I got just a little too excited upon hearing that Fukuoka is famous for "yatai", or street food stalls. Sure, there are heaps of places to eat in Fukuoka - the Ramen Stadium in the Canal City Shopping Centre, Ichiran Ramen, the famous Restaurant Hiramatsu Hakata and so on, but there is nothing like eating at the street stalls. It is where kind-hearted Fukuoka locals gather, serving out humble, unpretentious but absolutely scrumptious local fare. It is where Japanese businessmen gather after a hard day of work, savouring up delicious morsels of food while chugging down beer and discussing about everything under the sun. It is where you can busk in the homely chatter, the smells and the relaxing atmosphere. Isn't it much more fun when you experience what the locals do?

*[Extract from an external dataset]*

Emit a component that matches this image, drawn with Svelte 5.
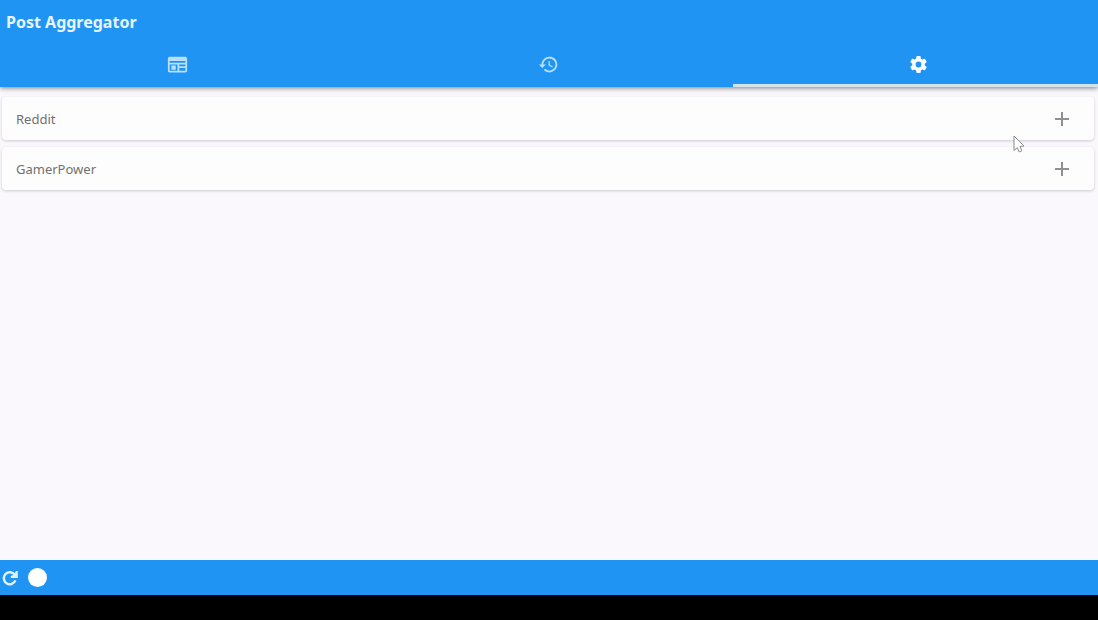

Searching on the net for where the main rows of yatai are in Fukuoka, I came across one particular yatai that even had their own website and Facebook page, Yatai Mami Chan. A small, modest booth located in front of the huge, towering Fukuoka Bank Honten, it was easy to locate (once again with the ease of Google Maps), their bright red and white sign with black font for characters being instantly recognisable. As I hung outside the tent with a friend to see what they serve, the lady heard our voices and emerged out from the tent with a most friendly "Hi! For two?" She was Mami-san (hence the name of the yatai), and spoke a good word of English or two. Already we felt the warmth in her hospitality and made ourselves comfortable in the tent.
Mami-chan's yatai serves up a variety of delectable dishes, such as different variations of Hakata-style ramen, kushitori (grilled skewers of meats), oden, which is a variety of ingredients cooked in a huge pot of soup and served with a dollop of spicy mustard, and even different variations of fried noodles with cheese toppings and such. Being the hungry ghosts we were, my friend and I ordered a whole heap of dishes to share. The assortment of oden was absolutely delectable, the mustard making a great but rather spicy condiment for it. The kushitori, along with the grilled ox tongue steak, was so flavorful and went absolutely well with beer.

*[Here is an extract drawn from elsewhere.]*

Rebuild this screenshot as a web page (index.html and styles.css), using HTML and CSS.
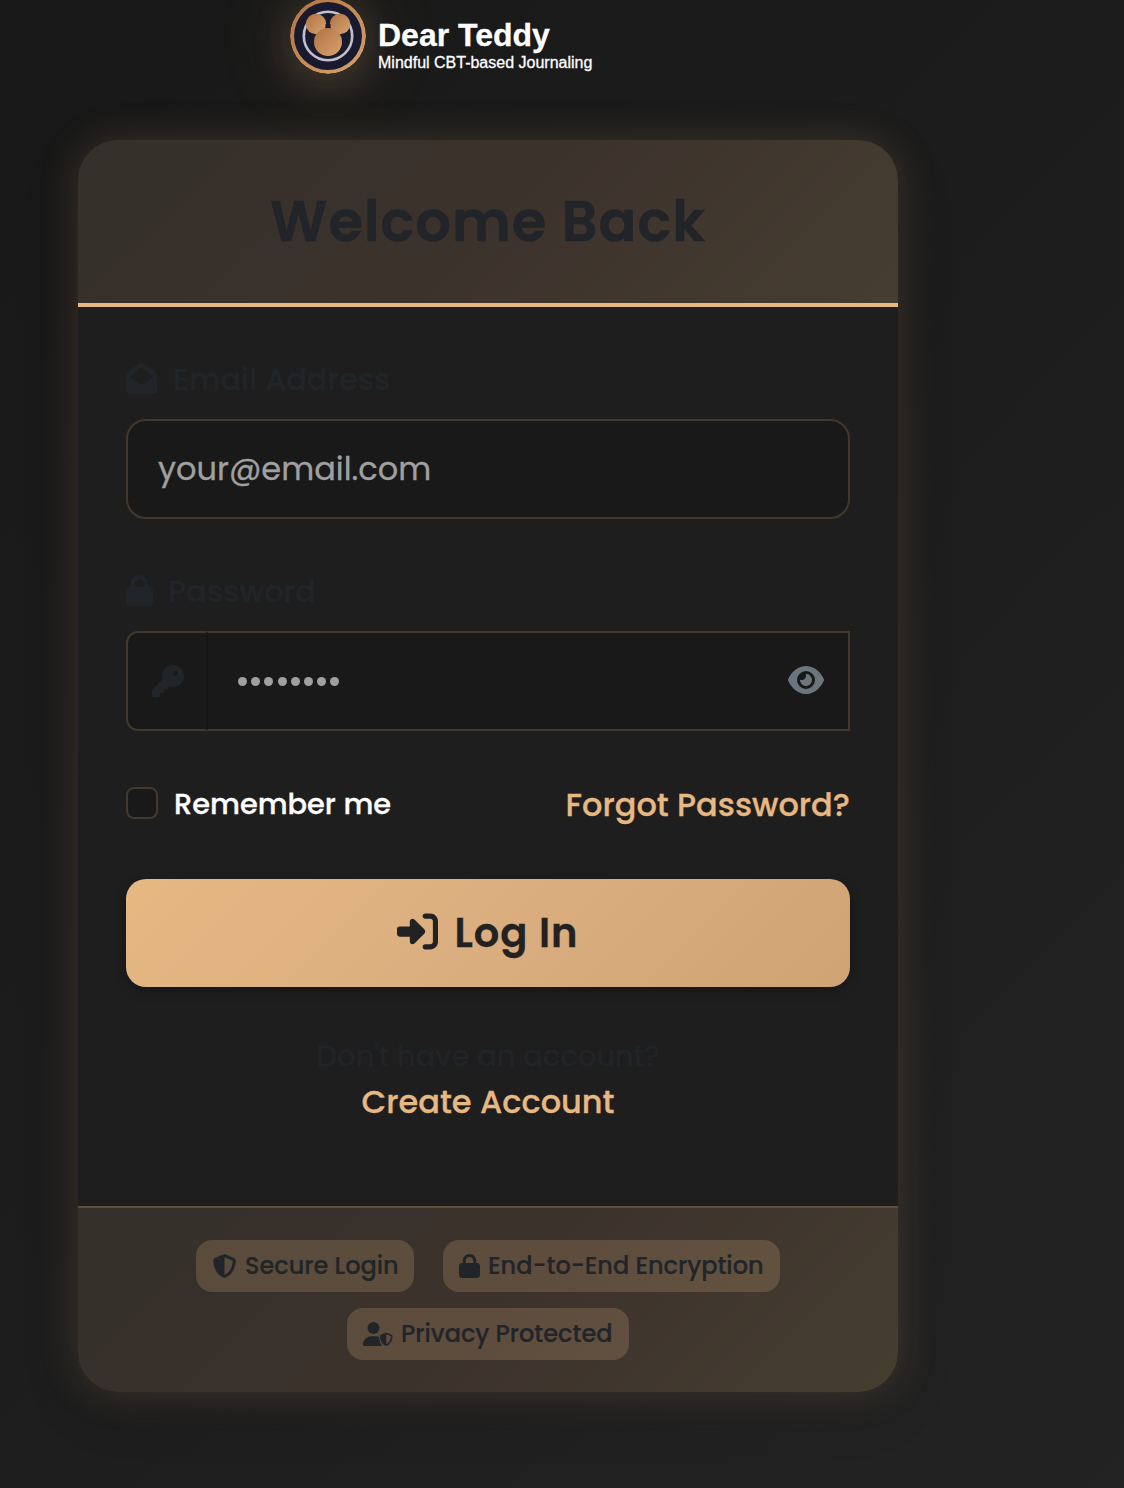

Aside from the food, the most important thing was the hospitality and sincerity of Mami-san and her husband. Despite the modest set-up, the customers who ate at Mami-san's yatai all seem to feel at home, only because of how comfortable the two owners make them feel. Couple that with delicious Fukuoka fare, and the fact that Mami-san takes great care of her modest little store by wiping her stall clean whenever she has a chance, and you've got yourself a winner of a yatai. I'd recommend anyone visiting Fukuoka, or the Tenjin area, to make the trip Yatai Mami-chan a part of their itinerary.